Quels moyens le Gouvernement compte-t-il donc mettre en oeuvre pour renforcer la visibilité de nos territoires et l'égalité des chances, afin d'aider nos concitoyens ultramarins, dans l'hexagone comme dans nos territoires, à prendre la place qui leur revient au sein de la République ? (Applaudissements sur plusieurs bancs du groupe LaREM et sur les bancs du groupe UDI-Agir.)
M. le président. La parole est à Mme la ministre.
Mme Annick Girardin, ministre. Vous évoquez la visibilité des territoires ultramarins, une question sensible qu'il nous faut traiter, d'abord dans les médias : c'est le sens du pacte que nous avons proposé à France Télévisions et que nous avons signé, M. le ministre de la culture et moi-même. Je vous remercie, tout comme les députés Raphaël Gérard et Maina Sage, et d'autres encore, d'avoir participé à ces travaux et rendu possible ce pacte, en déterminant des objectifs, des indicateurs et des mécanismes qui permettront d'améliorer la visibilité des territoires d'outre-mer.
France Télévisions applique déjà le pacte, comme j'ai pu moi-même le constater depuis deux mois. De véritables changements sont intervenus ; réjouissons-nous que l'outre-mer soit davantage présent sur les chaînes du groupe.
Quant au poste de délégué interministériel pour l'égalité des chances des Français d'outre-mer, vous savez que son ancien titulaire, Jean-Marc Mormeck, a décidé de rejoindre le conseil régional d'Île-de-France afin d'y travailler pour les quartiers. Je profite de votre question pour le remercier de son implication ces trois dernières années aux côtés des ultramarins, pour défendre leurs droits au niveau national.

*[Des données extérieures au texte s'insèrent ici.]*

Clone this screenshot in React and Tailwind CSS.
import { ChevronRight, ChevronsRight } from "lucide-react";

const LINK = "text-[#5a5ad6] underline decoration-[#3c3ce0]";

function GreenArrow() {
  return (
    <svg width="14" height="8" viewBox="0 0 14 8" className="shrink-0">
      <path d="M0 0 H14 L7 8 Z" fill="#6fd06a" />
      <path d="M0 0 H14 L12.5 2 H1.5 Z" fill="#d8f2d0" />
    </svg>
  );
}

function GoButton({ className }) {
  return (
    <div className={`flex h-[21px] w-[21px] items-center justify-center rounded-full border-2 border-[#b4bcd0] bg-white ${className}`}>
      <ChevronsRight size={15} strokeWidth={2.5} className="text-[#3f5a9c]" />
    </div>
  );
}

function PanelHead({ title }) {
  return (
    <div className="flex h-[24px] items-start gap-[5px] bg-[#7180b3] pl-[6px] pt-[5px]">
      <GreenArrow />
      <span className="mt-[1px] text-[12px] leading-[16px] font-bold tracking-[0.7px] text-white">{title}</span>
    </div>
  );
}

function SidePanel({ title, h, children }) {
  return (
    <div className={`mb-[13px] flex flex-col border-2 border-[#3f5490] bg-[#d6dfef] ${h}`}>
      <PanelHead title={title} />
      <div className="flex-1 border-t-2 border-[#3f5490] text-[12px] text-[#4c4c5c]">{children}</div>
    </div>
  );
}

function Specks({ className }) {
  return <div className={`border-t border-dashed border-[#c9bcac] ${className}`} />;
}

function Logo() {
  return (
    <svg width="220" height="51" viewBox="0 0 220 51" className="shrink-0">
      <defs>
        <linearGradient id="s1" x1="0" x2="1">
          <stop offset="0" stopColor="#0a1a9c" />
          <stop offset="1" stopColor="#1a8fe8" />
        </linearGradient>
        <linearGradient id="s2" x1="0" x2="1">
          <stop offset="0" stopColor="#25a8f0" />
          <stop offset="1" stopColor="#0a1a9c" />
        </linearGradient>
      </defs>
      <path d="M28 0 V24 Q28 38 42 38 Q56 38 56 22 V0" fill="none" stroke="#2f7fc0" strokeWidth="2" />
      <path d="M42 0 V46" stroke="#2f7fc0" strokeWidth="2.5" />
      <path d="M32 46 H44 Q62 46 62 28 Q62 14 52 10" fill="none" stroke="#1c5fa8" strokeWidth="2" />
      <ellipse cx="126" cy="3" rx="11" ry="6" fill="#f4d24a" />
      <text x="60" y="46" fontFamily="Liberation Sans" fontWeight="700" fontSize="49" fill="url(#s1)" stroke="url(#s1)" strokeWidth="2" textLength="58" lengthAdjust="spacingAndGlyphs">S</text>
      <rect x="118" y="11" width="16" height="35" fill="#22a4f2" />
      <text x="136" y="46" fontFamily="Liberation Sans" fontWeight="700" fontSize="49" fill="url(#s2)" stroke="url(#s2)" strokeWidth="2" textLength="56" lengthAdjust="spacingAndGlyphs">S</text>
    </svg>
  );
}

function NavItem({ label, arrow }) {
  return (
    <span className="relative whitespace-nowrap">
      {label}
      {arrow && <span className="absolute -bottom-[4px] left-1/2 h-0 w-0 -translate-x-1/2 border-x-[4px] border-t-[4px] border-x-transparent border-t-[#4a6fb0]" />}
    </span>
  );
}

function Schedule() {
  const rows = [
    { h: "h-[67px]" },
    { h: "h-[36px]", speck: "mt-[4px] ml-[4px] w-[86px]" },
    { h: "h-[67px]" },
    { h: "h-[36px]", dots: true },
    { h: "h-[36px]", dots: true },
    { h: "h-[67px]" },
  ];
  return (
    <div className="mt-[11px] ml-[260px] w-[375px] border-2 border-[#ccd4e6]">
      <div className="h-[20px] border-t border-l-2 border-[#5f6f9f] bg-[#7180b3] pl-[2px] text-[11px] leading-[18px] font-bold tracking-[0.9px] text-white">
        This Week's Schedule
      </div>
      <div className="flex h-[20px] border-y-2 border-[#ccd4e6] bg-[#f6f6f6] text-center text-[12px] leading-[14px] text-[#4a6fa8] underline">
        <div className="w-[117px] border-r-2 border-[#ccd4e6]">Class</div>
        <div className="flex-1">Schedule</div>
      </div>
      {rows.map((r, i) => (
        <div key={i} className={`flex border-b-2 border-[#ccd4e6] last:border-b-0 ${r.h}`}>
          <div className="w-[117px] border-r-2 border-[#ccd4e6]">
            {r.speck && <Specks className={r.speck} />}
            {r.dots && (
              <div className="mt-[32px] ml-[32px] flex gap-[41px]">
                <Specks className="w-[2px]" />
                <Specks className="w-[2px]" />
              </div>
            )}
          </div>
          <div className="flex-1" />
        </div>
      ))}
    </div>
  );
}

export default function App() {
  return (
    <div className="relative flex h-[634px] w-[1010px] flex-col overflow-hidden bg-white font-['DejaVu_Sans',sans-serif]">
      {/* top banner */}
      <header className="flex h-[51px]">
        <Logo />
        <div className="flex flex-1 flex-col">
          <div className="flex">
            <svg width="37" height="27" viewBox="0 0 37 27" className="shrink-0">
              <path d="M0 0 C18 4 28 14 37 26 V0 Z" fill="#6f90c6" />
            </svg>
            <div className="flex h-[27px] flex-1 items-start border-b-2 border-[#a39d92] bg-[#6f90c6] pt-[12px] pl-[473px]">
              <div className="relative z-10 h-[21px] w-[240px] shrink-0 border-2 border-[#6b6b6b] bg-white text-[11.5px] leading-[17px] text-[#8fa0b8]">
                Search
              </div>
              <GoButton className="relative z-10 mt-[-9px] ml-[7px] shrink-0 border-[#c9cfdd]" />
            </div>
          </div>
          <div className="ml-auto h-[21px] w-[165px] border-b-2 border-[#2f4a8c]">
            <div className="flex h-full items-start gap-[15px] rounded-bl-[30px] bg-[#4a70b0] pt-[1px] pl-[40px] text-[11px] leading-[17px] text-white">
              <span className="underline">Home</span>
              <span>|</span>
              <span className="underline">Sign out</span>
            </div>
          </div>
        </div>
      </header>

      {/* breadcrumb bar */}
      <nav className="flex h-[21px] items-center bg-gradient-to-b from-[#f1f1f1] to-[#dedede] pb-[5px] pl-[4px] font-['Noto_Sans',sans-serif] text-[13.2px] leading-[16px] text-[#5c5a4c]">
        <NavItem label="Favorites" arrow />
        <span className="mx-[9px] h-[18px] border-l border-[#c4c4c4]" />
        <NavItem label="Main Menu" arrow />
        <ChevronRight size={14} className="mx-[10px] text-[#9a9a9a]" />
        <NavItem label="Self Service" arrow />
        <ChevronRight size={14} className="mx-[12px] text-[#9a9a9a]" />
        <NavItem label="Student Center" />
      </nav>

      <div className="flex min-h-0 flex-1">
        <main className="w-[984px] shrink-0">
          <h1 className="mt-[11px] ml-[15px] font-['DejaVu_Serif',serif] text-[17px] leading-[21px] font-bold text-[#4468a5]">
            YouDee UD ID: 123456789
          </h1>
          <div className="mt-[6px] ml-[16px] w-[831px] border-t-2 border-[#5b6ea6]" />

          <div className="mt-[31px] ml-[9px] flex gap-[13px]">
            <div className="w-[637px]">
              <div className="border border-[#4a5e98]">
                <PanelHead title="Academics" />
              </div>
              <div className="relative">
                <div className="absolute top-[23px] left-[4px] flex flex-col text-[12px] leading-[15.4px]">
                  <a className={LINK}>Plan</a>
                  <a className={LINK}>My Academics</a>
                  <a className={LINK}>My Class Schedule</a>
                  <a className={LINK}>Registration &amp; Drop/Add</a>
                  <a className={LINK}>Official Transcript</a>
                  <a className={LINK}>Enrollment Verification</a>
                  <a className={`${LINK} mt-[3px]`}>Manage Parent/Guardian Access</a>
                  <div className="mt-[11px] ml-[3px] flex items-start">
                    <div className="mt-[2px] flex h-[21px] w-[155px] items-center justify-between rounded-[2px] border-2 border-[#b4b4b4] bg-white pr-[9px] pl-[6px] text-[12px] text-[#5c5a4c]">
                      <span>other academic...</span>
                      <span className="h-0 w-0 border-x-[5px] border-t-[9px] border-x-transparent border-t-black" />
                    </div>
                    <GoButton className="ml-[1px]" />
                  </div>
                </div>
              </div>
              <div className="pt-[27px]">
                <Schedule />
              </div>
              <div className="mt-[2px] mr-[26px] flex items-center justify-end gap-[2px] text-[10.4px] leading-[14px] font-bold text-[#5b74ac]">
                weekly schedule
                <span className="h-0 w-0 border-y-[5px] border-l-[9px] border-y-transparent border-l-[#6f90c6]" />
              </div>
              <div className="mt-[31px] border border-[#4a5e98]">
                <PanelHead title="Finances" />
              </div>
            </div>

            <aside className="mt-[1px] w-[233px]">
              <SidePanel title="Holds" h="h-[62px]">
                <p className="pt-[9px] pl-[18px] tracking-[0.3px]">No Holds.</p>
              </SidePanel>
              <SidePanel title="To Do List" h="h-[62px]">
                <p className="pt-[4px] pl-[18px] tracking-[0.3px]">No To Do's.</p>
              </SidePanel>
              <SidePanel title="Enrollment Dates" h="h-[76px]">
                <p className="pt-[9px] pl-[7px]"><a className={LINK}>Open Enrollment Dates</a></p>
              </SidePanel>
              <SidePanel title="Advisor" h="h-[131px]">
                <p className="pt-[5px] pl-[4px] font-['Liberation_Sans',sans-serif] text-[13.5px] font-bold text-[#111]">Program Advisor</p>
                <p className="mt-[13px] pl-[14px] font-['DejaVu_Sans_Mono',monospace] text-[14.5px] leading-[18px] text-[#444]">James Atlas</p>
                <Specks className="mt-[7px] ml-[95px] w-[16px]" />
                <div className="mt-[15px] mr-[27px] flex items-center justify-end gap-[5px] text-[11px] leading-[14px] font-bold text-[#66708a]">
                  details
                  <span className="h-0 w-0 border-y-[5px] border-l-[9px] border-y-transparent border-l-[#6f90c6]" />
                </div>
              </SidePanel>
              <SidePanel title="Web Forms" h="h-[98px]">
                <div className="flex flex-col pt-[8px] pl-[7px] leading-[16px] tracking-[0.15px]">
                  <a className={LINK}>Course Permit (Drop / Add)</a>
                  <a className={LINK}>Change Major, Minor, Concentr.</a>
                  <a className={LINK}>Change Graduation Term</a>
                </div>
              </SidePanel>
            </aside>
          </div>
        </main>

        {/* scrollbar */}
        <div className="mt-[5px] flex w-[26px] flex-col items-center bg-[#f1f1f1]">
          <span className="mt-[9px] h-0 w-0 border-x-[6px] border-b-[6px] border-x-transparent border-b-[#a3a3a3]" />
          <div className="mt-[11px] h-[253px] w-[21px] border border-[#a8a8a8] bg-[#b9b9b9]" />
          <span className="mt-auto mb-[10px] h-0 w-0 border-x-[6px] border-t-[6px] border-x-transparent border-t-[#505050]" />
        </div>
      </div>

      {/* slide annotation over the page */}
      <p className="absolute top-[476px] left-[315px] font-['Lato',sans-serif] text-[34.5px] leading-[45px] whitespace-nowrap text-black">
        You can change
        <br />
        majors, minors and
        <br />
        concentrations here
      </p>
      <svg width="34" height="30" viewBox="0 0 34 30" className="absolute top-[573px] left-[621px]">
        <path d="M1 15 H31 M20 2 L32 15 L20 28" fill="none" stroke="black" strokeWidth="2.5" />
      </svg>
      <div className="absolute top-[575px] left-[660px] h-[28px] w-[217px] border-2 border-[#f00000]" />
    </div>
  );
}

Je crois néanmoins que le périmètre de ce que l'on appelait la DIECFOM doit évoluer. J'ai ainsi proposé au Premier ministre, d'une part, de créer une délégation interministérielle pour la visibilité des outre-mer et l'égalité des chances des Français en outre-mer, et, d'autre part, de la rattacher non plus au Premier ministre mais au ministère des outre-mer. Il s'agit ainsi de renforcer l'intégration entre l'équipe du ministère, LADOM et la délégation, pour une plus grande cohérence des politiques menées par les différents acteurs travaillant à la visibilité des ultramarins en métropole.